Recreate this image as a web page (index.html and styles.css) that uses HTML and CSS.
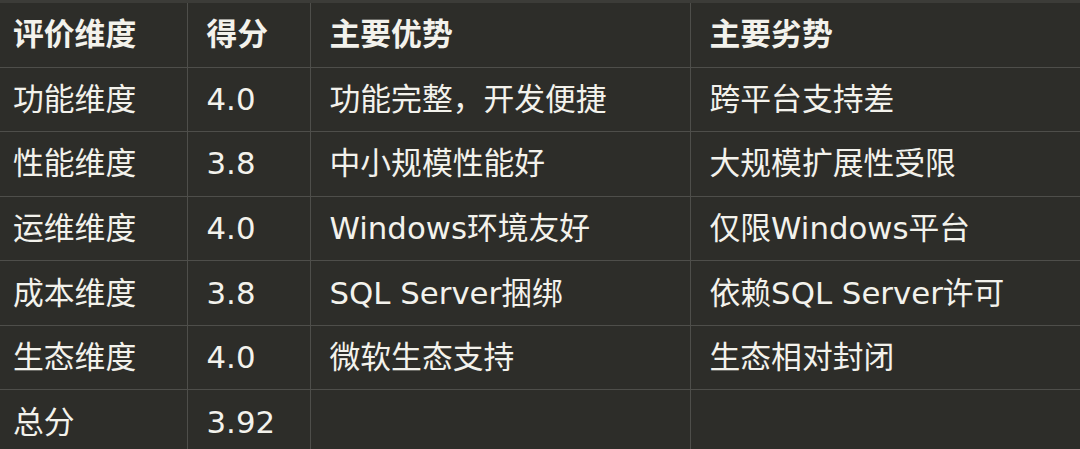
FILE: index.html
```html
<!DOCTYPE html>
<html lang="zh">
<head>
<meta charset="utf-8">
<link rel="stylesheet" href="styles.css">
</head>
<body>
<div class="topband"></div>
<table class="grid">
  <colgroup>
    <col class="c1"><col class="c2"><col class="c3"><col class="c4">
  </colgroup>
  <thead>
    <tr><th>评价维度</th><th>得分</th><th>主要优势</th><th>主要劣势</th></tr>
  </thead>
  <tbody>
    <tr><td>功能维度</td><td>4.0</td><td>功能完整，开发便捷</td><td>跨平台支持差</td></tr>
    <tr><td>性能维度</td><td>3.8</td><td>中小规模性能好</td><td>大规模扩展性受限</td></tr>
    <tr><td>运维维度</td><td>4.0</td><td>Windows环境友好</td><td>仅限Windows平台</td></tr>
    <tr><td>成本维度</td><td>3.8</td><td>SQL Server捆绑</td><td>依赖SQL Server许可</td></tr>
    <tr><td>生态维度</td><td>4.0</td><td>微软生态支持</td><td>生态相对封闭</td></tr>
    <tr><td>总分</td><td>3.92</td><td></td><td></td></tr>
  </tbody>
</table>
</body>
</html>
```
FILE: styles.css
```css
html, body {
  margin: 0;
  padding: 0;
  background: #2d2d29;
  overflow: hidden;
}
.topband {
  height: 3px;
  background: #3c3c38;
}
.grid {
  border-collapse: collapse;
  width: 1100px;
  table-layout: fixed;
  font-family: "DejaVu Sans", "Noto Sans CJK SC", sans-serif;
  font-size: 30.8px;
  color: #f3f2ec;
}
.c1 { width: 187px; }
.c2 { width: 123px; }
.c3 { width: 380px; }
.c4 { width: 410px; }
.grid th, .grid td {
  height: 64.6px;
  padding: 0 0 0 19px;
  text-align: left;
  vertical-align: middle;
  border-left: 1px solid #4e4e4a;
  border-bottom: 1px solid #4e4e4a;
  line-height: 31px;
  white-space: nowrap;
  box-sizing: border-box;
}
.grid th:first-child, .grid td:first-child {
  border-left: none;
  padding-left: 13px;
}
.grid th {
  font-weight: 700;
  height: 64px;
}
```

=== REQUEST ===
Strip out the pictures and quote the remaining data word for word.

=== RESULT OF THIS EXERCISE ===
Recreate this image as a web page (index.html and styles.css) that uses HTML and CSS.
FILE: index.html
```html
<!DOCTYPE html>
<html lang="zh">
<head>
<meta charset="utf-8">
<link rel="stylesheet" href="styles.css">
</head>
<body>
<div class="topband"></div>
<table class="grid">
  <colgroup>
    <col class="c1"><col class="c2"><col class="c3"><col class="c4">
  </colgroup>
  <thead>
    <tr><th>评价维度</th><th>得分</th><th>主要优势</th><th>主要劣势</th></tr>
  </thead>
  <tbody>
    <tr><td>功能维度</td><td>4.0</td><td>功能完整，开发便捷</td><td>跨平台支持差</td></tr>
    <tr><td>性能维度</td><td>3.8</td><td>中小规模性能好</td><td>大规模扩展性受限</td></tr>
    <tr><td>运维维度</td><td>4.0</td><td>Windows环境友好</td><td>仅限Windows平台</td></tr>
    <tr><td>成本维度</td><td>3.8</td><td>SQL Server捆绑</td><td>依赖SQL Server许可</td></tr>
    <tr><td>生态维度</td><td>4.0</td><td>微软生态支持</td><td>生态相对封闭</td></tr>
    <tr><td>总分</td><td>3.92</td><td></td><td></td></tr>
  </tbody>
</table>
</body>
</html>
```
FILE: styles.css
```css
html, body {
  margin: 0;
  padding: 0;
  background: #2d2d29;
  overflow: hidden;
}
.topband {
  height: 3px;
  background: #3c3c38;
}
.grid {
  border-collapse: collapse;
  width: 1100px;
  table-layout: fixed;
  font-family: "DejaVu Sans", "Noto Sans CJK SC", sans-serif;
  font-size: 30.8px;
  color: #f3f2ec;
}
.c1 { width: 187px; }
.c2 { width: 123px; }
.c3 { width: 380px; }
.c4 { width: 410px; }
.grid th, .grid td {
  height: 64.6px;
  padding: 0 0 0 19px;
  text-align: left;
  vertical-align: middle;
  border-left: 1px solid #4e4e4a;
  border-bottom: 1px solid #4e4e4a;
  line-height: 31px;
  white-space: nowrap;
  box-sizing: border-box;
}
.grid th:first-child, .grid td:first-child {
  border-left: none;
  padding-left: 13px;
}
.grid th {
  font-weight: 700;
  height: 64px;
}
```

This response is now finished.